## Goal of the exercise
Extract each line of the data and write it out again exactly.

## Source excerpt
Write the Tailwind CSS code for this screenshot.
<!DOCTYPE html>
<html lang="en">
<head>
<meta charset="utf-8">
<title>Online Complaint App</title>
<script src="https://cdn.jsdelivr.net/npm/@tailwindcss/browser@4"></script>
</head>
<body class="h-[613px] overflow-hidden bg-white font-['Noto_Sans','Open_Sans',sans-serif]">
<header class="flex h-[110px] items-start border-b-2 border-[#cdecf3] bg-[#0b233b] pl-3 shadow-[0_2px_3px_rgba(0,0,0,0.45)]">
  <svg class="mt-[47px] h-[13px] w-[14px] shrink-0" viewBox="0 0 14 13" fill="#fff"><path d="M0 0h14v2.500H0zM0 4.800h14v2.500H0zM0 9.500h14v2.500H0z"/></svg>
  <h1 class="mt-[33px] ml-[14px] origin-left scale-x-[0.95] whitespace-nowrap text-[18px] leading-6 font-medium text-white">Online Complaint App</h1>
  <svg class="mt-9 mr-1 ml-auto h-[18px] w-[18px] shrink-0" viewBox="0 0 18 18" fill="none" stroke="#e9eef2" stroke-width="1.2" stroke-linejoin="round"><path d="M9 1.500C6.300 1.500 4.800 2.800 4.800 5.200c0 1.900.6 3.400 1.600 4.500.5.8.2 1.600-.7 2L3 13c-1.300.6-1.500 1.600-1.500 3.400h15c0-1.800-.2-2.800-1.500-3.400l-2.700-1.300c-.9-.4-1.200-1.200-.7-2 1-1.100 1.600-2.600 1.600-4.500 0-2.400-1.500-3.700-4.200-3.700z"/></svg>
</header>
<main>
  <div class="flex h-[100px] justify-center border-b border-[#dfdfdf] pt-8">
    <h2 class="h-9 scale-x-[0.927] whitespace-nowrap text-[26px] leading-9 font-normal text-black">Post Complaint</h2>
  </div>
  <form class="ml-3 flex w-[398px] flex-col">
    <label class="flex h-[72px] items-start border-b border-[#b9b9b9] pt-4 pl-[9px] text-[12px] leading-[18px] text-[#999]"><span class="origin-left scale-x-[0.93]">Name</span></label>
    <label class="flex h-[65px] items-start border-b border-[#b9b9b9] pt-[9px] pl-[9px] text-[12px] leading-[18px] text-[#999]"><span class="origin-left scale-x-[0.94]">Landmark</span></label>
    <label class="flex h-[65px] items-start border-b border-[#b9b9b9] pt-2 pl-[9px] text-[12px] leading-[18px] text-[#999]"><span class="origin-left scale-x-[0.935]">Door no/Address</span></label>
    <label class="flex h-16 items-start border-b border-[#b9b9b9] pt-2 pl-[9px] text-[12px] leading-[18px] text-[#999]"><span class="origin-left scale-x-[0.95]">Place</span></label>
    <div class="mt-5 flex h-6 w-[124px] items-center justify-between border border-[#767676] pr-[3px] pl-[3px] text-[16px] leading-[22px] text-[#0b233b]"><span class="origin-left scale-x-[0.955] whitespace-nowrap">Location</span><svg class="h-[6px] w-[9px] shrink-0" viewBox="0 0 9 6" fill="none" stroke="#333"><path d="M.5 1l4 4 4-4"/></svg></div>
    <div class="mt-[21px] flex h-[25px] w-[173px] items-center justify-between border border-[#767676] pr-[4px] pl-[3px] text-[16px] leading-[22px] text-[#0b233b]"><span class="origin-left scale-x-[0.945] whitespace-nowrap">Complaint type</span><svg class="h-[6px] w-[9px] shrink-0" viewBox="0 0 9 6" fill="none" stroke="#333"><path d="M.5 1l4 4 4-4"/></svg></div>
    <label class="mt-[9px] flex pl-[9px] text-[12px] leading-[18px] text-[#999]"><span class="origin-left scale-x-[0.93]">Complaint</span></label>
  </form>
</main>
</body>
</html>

## Response to the exercise
Write the Tailwind CSS code for this screenshot.
<!DOCTYPE html>
<html lang="en">
<head>
<meta charset="utf-8">
<title>Online Complaint App</title>
<script src="https://cdn.jsdelivr.net/npm/@tailwindcss/browser@4"></script>
</head>
<body class="h-[613px] overflow-hidden bg-white font-['Noto_Sans','Open_Sans',sans-serif]">
<header class="flex h-[110px] items-start border-b-2 border-[#cdecf3] bg-[#0b233b] pl-3 shadow-[0_2px_3px_rgba(0,0,0,0.45)]">
  <svg class="mt-[47px] h-[13px] w-[14px] shrink-0" viewBox="0 0 14 13" fill="#fff"><path d="M0 0h14v2.500H0zM0 4.800h14v2.500H0zM0 9.500h14v2.500H0z"/></svg>
  <h1 class="mt-[33px] ml-[14px] origin-left scale-x-[0.95] whitespace-nowrap text-[18px] leading-6 font-medium text-white">Online Complaint App</h1>
  <svg class="mt-9 mr-1 ml-auto h-[18px] w-[18px] shrink-0" viewBox="0 0 18 18" fill="none" stroke="#e9eef2" stroke-width="1.2" stroke-linejoin="round"><path d="M9 1.500C6.300 1.500 4.800 2.800 4.800 5.200c0 1.900.6 3.400 1.600 4.500.5.8.2 1.600-.7 2L3 13c-1.300.6-1.500 1.600-1.500 3.400h15c0-1.800-.2-2.800-1.500-3.400l-2.700-1.300c-.9-.4-1.200-1.200-.7-2 1-1.100 1.600-2.600 1.600-4.500 0-2.400-1.500-3.700-4.200-3.700z"/></svg>
</header>
<main>
  <div class="flex h-[100px] justify-center border-b border-[#dfdfdf] pt-8">
    <h2 class="h-9 scale-x-[0.927] whitespace-nowrap text-[26px] leading-9 font-normal text-black">Post Complaint</h2>
  </div>
  <form class="ml-3 flex w-[398px] flex-col">
    <label class="flex h-[72px] items-start border-b border-[#b9b9b9] pt-4 pl-[9px] text-[12px] leading-[18px] text-[#999]"><span class="origin-left scale-x-[0.93]">Name</span></label>
    <label class="flex h-[65px] items-start border-b border-[#b9b9b9] pt-[9px] pl-[9px] text-[12px] leading-[18px] text-[#999]"><span class="origin-left scale-x-[0.94]">Landmark</span></label>
    <label class="flex h-[65px] items-start border-b border-[#b9b9b9] pt-2 pl-[9px] text-[12px] leading-[18px] text-[#999]"><span class="origin-left scale-x-[0.935]">Door no/Address</span></label>
    <label class="flex h-16 items-start border-b border-[#b9b9b9] pt-2 pl-[9px] text-[12px] leading-[18px] text-[#999]"><span class="origin-left scale-x-[0.95]">Place</span></label>
    <div class="mt-5 flex h-6 w-[124px] items-center justify-between border border-[#767676] pr-[3px] pl-[3px] text-[16px] leading-[22px] text-[#0b233b]"><span class="origin-left scale-x-[0.955] whitespace-nowrap">Location</span><svg class="h-[6px] w-[9px] shrink-0" viewBox="0 0 9 6" fill="none" stroke="#333"><path d="M.5 1l4 4 4-4"/></svg></div>
    <div class="mt-[21px] flex h-[25px] w-[173px] items-center justify-between border border-[#767676] pr-[4px] pl-[3px] text-[16px] leading-[22px] text-[#0b233b]"><span class="origin-left scale-x-[0.945] whitespace-nowrap">Complaint type</span><svg class="h-[6px] w-[9px] shrink-0" viewBox="0 0 9 6" fill="none" stroke="#333"><path d="M.5 1l4 4 4-4"/></svg></div>
    <label class="mt-[9px] flex pl-[9px] text-[12px] leading-[18px] text-[#999]"><span class="origin-left scale-x-[0.93]">Complaint</span></label>
  </form>
</main>
</body>
</html>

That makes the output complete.